— WORK REQUIRED —
Look below for the line with "Reproduce this table" and the line with "string; align?: 'left'"; repeat exactly those two lines and all lines between them, but no pictures.

— RECORDS PROVIDED —
+---+
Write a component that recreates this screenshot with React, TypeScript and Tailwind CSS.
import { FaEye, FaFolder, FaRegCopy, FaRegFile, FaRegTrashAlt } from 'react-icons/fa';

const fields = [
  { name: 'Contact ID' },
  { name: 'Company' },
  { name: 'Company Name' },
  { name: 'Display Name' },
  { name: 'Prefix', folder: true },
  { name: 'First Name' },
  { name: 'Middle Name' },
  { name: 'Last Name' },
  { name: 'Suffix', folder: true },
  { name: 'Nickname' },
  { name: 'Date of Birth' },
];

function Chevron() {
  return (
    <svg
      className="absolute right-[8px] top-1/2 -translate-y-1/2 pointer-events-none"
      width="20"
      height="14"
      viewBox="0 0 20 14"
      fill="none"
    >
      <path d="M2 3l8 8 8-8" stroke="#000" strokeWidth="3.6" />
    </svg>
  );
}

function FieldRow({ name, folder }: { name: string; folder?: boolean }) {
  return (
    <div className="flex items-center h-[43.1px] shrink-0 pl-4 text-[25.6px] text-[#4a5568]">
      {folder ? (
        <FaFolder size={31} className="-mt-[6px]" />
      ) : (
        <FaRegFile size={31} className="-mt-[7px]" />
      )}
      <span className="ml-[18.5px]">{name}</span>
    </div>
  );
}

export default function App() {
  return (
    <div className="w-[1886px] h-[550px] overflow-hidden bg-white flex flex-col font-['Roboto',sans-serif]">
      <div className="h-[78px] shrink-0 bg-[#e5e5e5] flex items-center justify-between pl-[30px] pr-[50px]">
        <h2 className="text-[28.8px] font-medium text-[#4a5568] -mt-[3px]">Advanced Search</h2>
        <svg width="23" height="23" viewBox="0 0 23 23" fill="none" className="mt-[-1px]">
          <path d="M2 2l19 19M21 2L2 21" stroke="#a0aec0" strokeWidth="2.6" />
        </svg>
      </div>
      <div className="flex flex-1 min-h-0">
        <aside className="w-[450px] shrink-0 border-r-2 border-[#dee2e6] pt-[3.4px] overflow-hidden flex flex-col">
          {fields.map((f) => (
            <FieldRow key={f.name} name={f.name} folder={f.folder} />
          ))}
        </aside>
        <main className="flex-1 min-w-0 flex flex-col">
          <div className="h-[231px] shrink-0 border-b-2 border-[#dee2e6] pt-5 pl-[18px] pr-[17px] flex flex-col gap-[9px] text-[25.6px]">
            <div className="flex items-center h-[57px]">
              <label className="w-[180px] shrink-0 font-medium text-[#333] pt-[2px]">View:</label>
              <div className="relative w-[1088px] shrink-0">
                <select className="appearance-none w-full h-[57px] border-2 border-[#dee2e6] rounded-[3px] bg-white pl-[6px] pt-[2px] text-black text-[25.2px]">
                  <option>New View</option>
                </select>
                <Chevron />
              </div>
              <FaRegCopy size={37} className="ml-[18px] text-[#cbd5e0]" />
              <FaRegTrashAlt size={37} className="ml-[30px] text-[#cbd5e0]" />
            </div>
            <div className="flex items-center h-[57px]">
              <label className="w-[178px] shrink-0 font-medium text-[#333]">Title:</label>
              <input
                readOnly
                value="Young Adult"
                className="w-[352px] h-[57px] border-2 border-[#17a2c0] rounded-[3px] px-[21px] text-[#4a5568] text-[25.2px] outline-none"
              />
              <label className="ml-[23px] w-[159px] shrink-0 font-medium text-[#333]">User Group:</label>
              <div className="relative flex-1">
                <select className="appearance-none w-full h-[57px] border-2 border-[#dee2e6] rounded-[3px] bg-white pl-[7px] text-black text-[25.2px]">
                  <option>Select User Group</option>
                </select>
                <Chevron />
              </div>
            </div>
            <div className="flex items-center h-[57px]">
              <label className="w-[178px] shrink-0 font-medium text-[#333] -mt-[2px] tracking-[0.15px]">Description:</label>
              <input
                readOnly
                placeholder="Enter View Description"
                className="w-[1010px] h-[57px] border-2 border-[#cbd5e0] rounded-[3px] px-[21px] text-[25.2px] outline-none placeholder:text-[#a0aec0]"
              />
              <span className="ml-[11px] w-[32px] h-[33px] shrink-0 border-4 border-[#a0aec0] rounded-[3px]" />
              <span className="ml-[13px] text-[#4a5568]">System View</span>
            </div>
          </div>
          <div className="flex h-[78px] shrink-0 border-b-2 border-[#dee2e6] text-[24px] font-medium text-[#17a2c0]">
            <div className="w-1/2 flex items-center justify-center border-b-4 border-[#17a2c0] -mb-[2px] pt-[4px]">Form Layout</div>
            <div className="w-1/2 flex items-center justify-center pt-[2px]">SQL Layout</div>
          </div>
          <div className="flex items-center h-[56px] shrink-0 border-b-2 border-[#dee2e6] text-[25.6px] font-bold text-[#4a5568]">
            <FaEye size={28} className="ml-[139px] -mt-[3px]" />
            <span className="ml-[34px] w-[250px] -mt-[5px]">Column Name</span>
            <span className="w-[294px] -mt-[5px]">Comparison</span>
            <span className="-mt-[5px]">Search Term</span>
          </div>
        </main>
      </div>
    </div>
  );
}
+---+
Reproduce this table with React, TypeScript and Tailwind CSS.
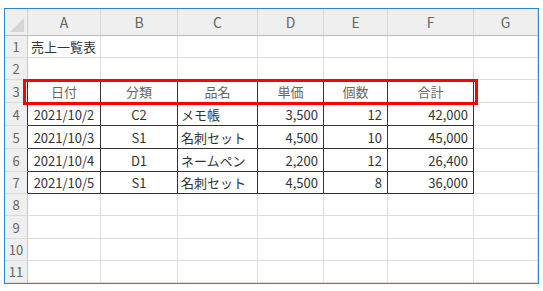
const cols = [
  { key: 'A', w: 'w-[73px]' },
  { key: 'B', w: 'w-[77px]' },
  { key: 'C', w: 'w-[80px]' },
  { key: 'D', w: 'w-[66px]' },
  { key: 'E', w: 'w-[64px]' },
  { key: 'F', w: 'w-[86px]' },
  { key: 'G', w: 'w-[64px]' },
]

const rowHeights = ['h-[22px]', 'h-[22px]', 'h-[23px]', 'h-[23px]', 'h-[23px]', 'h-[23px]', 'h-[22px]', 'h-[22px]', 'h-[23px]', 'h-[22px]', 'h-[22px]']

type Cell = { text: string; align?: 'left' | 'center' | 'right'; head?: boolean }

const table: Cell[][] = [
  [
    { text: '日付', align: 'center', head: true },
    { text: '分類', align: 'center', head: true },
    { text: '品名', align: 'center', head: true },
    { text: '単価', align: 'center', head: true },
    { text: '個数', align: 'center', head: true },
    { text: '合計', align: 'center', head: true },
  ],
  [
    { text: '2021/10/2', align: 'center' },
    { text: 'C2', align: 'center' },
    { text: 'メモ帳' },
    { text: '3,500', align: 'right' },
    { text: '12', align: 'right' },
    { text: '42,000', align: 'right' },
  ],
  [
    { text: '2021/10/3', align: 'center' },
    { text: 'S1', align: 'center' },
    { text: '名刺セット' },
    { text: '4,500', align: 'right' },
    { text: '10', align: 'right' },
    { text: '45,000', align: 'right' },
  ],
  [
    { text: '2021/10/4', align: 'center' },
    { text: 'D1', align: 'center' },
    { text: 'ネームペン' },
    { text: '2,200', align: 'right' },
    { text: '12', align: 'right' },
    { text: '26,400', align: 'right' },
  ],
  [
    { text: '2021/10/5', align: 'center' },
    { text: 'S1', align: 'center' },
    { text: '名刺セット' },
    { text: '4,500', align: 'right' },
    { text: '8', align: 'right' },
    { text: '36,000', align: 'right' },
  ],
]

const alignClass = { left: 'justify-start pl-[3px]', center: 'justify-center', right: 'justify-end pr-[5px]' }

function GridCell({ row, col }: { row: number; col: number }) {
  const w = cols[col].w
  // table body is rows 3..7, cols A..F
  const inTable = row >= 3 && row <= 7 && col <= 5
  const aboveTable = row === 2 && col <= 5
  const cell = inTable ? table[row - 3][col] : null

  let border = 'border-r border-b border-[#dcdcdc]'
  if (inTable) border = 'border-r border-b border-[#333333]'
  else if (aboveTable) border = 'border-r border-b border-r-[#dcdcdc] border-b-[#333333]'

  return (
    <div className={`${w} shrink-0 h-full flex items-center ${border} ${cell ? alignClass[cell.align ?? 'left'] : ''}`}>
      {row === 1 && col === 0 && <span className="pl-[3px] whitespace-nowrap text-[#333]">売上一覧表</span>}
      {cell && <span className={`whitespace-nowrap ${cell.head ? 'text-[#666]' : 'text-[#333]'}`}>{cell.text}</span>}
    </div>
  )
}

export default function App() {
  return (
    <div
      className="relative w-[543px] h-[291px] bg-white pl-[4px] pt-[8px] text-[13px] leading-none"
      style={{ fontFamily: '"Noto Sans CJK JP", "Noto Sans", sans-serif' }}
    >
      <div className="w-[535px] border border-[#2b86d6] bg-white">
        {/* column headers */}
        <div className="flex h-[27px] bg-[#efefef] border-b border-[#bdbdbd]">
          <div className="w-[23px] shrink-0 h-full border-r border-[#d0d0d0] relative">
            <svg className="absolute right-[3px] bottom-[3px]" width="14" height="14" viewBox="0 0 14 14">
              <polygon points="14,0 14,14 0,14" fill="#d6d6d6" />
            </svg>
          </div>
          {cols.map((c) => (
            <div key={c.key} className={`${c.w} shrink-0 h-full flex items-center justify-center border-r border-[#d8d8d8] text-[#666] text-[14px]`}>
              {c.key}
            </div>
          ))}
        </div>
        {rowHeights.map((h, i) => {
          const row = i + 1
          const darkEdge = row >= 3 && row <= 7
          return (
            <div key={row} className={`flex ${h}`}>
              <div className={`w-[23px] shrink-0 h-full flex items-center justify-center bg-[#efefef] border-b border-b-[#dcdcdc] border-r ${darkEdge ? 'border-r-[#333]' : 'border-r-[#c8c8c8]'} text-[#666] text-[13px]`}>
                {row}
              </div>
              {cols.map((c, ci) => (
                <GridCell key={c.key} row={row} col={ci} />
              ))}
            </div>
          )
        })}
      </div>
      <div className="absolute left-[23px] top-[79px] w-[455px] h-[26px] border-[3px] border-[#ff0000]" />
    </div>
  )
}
+---+
— FINISHED TASK —
Reproduce this table with React, TypeScript and Tailwind CSS.
const cols = [
  { key: 'A', w: 'w-[73px]' },
  { key: 'B', w: 'w-[77px]' },
  { key: 'C', w: 'w-[80px]' },
  { key: 'D', w: 'w-[66px]' },
  { key: 'E', w: 'w-[64px]' },
  { key: 'F', w: 'w-[86px]' },
  { key: 'G', w: 'w-[64px]' },
]

const rowHeights = ['h-[22px]', 'h-[22px]', 'h-[23px]', 'h-[23px]', 'h-[23px]', 'h-[23px]', 'h-[22px]', 'h-[22px]', 'h-[23px]', 'h-[22px]', 'h-[22px]']

type Cell = { text: string; align?: 'left' | 'center' | 'right'; head?: boolean }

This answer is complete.